I want Sanders to fight to the very end, championing causes that other politicians consider toxic. I sincerely hope his campaign does not get lost in the weeds while looking for their next bully, real or imagined, to reinforce their grassroots ethos. There is a fine line between an underdog and a natural born loser. Sanders would do well to tend him own garden in this regard. If he feels the deck is stacked against him, then direct combat with Clinton is a failed exercise. Carving out the moral high ground and establishing a platform that Clinton will have no hope of matching while she remains tied to Wall Street and larger-interest donors is much more effective, as well as cleaner.

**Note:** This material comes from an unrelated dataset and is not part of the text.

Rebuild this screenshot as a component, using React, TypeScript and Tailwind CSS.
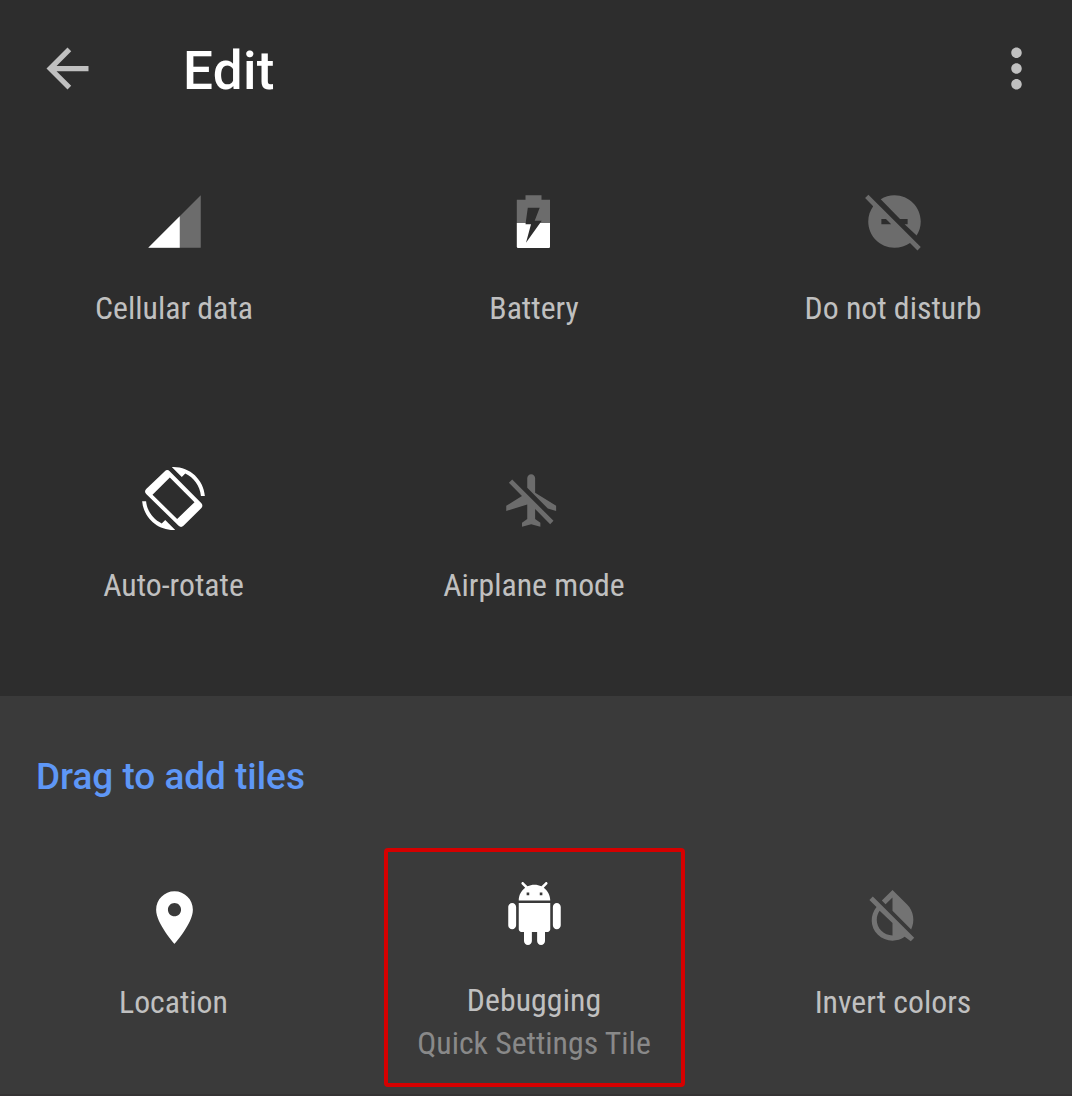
import type { ReactNode } from "react";

function Icon({ children, className = "", box = "0 0 24 24" }: { children: ReactNode; className?: string; box?: string }) {
  return (
    <svg viewBox={box} className={`block size-[63px] shrink-0 fill-current ${className}`} aria-hidden="true">
      {children}
    </svg>
  );
}

function Label({ children, className = "text-[#c0c0c0]" }: { children: ReactNode; className?: string }) {
  return (
    <span
      className={`whitespace-nowrap font-['Roboto_Condensed',Roboto,sans-serif] text-[31.75px] leading-[37px] [font-stretch:75%] ${className}`}
    >
      {children}
    </span>
  );
}

function Tile({ icon, label, className = "" }: { icon: ReactNode; label: string; className?: string }) {
  return (
    <div className={`flex flex-col items-center ${className}`}>
      {icon}
      <Label>{label}</Label>
    </div>
  );
}

export default function App() {
  return (
    <div className="flex h-[1096px] w-[1072px] flex-col overflow-hidden bg-[#2d2d2d] font-[Roboto,sans-serif]">
      <header className="mb-0.5 flex h-[136px] shrink-0 items-center pl-9 pr-6 text-[#c0c0c0]">
        <Icon>
          <path d="M20 11H7.83l5.59-5.59L12 4l-8 8 8 8 1.41-1.41L7.83 13H20v-2z" />
        </Icon>
        <h1 className="ml-[84px] mt-1.5 text-[53px] font-medium leading-[62px] tracking-[0.3px] text-white">Edit</h1>
        <Icon className="ml-auto">
          <path d="M12 8c1.1 0 2-.9 2-2s-.9-2-2-2-2 .9-2 2 .9 2 2 2zm0 2c-1.1 0-2 .9-2 2s.9 2 2 2 2-.9 2-2-.9-2-2-2zm0 6c-1.1 0-2 .9-2 2s.9 2 2 2 2-.9 2-2-.9-2-2-2z" />
        </Icon>
      </header>

      <section className="grid h-[558px] shrink-0 grid-cols-[348px_372px_346px] grid-rows-[277px_281px]">
        <Tile
          className="gap-[37px] pt-[52px]"
          label="Cellular data"
          icon={
            <Icon className="text-white">
              <path fill="#6c6c6c" d="M2 22h20V2z" />
              <path d="M14 10L2 22h12z" />
            </Icon>
          }
        />
        <Tile
          className="gap-[37px] pt-[52px]"
          label="Battery"
          icon={
            <Icon box="0 0 63 63" className="text-white">
              <path fill="#6c6c6c" d="M13.8 33V9.7H22.5V5.3h16v4.4H47V33z" />
              <path d="M13.8 33H47v23.7q0 1.3-1.3 1.3H15.1q-1.3 0-1.3-1.3z" />
              <path fill="#2d2d2d" d="M24.8 17.7h11.9L31.7 30.7h7L23 52.7 28 34.3h-5.5z" />
            </Icon>
          }
        />
        <Tile
          className="gap-[37px] pt-[52px]"
          label="Do not disturb"
          icon={
            <Icon className="ml-[2px] text-[#6c6c6c]">
              <path d="M17 11v2h-1.16l4.6 4.36C21.43 15.8 22 13.97 22 12c0-5.52-4.48-10-10-10-1.93 0-3.73.55-5.25 1.5L14.1 11H17zM2.05 1.8L.8 3.05l3.08 3.12C2.7 7.8 2 9.8 2 12c0 5.52 4.48 10 10 10 2.2 0 4.25-.68 5.9-1.85L20.75 23 22 21.75 2.05 1.8zM7 13v-2h1.76l2 2H7z" />
            </Icon>
          }
        />
        <Tile
          className="gap-[37px] pr-px pt-[52px]"
          label="Auto-rotate"
          icon={
            <Icon>
              <path
                fill="#fff"
                fillRule="evenodd"
                d="M16.48 2.52c3.27 1.55 5.61 4.72 5.97 8.48h1.5C23.44 4.84 18.29 0 12 0l-.66.03 3.81 3.81 1.33-1.32zM7.52 21.48C4.25 19.94 1.91 16.76 1.55 13H.05C.56 19.16 5.71 24 12 24l.66-.03-3.81-3.81-1.33 1.32zM10.55 1.6c-.55-.55-1.3-.55-1.85 0L1.6 8.35c-.6.58-.6 1.35 0 1.95L13.95 22.4c.55.55 1.3.55 1.85 0l6.75-6.7c.6-.6.6-1.35 0-1.95L10.55 1.6zM10.6 4L4 10.6l9.4 9.2 6.6-6.4L10.6 4z"
              />
            </Icon>
          }
        />
        <Tile
          className="gap-[37px] pt-[52px]"
          label="Airplane mode"
          icon={
            <Icon className="-mb-[2px] mr-[3px] mt-[2px] text-[#6c6c6c]">
              <path d="M13 9V3.5c0-.83-.67-1.5-1.5-1.5S10 2.67 10 3.5v3.68l7.83 7.83L21 16v-2l-8-5zM3 5.27l4.99 4.99L2 14v2l8-2.5V19l-2 1.5V22l3.5-1 3.5 1v-1.5L13 19v-3.73L18.73 21 20 19.73 4.27 4 3 5.27z" />
            </Icon>
          }
        />
      </section>

      <section className="flex h-[400px] shrink-0 flex-col border-b-2 border-[#353334] bg-[#3a3a3a]">
        <h2 className="ml-9 mt-[59px] text-[36.9px] font-medium leading-[43px] text-[#5e97f6]">Drag to add tiles</h2>
        <div className="mt-[50px] grid grid-cols-[348px_372px_346px]">
          <Tile
            className="gap-[35px] pr-px pt-[38px]"
            label="Location"
            icon={
              <Icon className="ml-px text-white">
                <path d="M12 2C8.13 2 5 5.13 5 9c0 5.25 7 13 7 13s7-7.75 7-13c0-3.87-3.13-7-7-7zm0 9.5c-1.38 0-2.5-1.12-2.5-2.5s1.12-2.5 2.5-2.5 2.5 1.12 2.5 2.5-1.12 2.5-2.5 2.5z" />
              </Icon>
            }
          />
          <div className="ml-9 flex h-[239px] w-[301px] flex-col items-center rounded-[4px] border-4 border-[#d50000] pt-[30px]">
            <Icon className="text-white">
              <path d="M6 18c0 .55.45 1 1 1h1v3.5c0 .83.67 1.5 1.5 1.5s1.5-.67 1.5-1.5V19h2v3.5c0 .83.67 1.5 1.5 1.5s1.5-.67 1.5-1.5V19h1c.55 0 1-.45 1-1V8H6v10zM3.5 8C2.67 8 2 8.67 2 9.5v7c0 .83.67 1.5 1.5 1.5S5 17.33 5 16.5v-7C5 8.67 4.33 8 3.5 8zm17 0c-.83 0-1.5.67-1.5 1.5v7c0 .83.67 1.5 1.5 1.5s1.5-.67 1.5-1.5v-7c0-.83-.67-1.5-1.5-1.5zm-4.97-5.84l1.3-1.3c.2-.2.2-.51 0-.71-.2-.2-.51-.2-.71 0l-1.48 1.48C13.85 1.23 12.95 1 12 1c-.96 0-1.86.23-2.66.63L7.85.15c-.2-.2-.51-.2-.71 0-.2.2-.2.51 0 .71l1.31 1.31C6.97 3.26 6 5.01 6 7h12c0-1.99-.97-3.75-2.47-4.84zM10 5H9V4h1v1zm5 0h-1V4h1v1z" />
            </Icon>
            <div className="mr-px mt-[37px] flex flex-col items-center gap-1.5">
              <Label className="tracking-[0.1px] text-[#c0c0c0]">Debugging</Label>
              <Label className="text-[#898989]">Quick Settings Tile</Label>
            </div>
          </div>
          <Tile
            className="gap-[35px] pt-[38px]"
            label="Invert colors"
            icon={
              <Icon className="-mt-[2px] mb-[2px] mr-px text-[#737373]">
                <path d="M4.5 4.75L3.2 6.05l2.7 2.7c-2.5 3.14-2.48 7.56.44 10.49C7.9 20.8 9.95 21.58 12 21.58c1.63 0 3.26-.49 4.64-1.47L18.97 21.8 20.27 20.5zM12 19.59c-1.6 0-3.11-.62-4.24-1.76C6.62 16.69 6 15.19 6 13.59c0-1.25.4-2.4 1.1-3.4L12 14.9v4.69zM12 5.1v5.1l7.1 7.1c1.5-2.96.99-6.93-1.45-9.37L12 2.27 7.95 6.32l1.41 1.41L12 5.1z" />
              </Icon>
            }
          />
        </div>
      </section>
    </div>
  );
}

Whether or not her candidacy would serve as little more than a place holder, I feel Clinton would be the nation’s safest choice for the 2016 general election. If she gets that far I would want it to be through the will of the people, through the apparatus of democratic elections. I have no interest in crowning a May Queen. Coronations, no matter how well arraigned by tacticians like Shultz, are no substitute for transparent elections as well as the campaigns that precede them.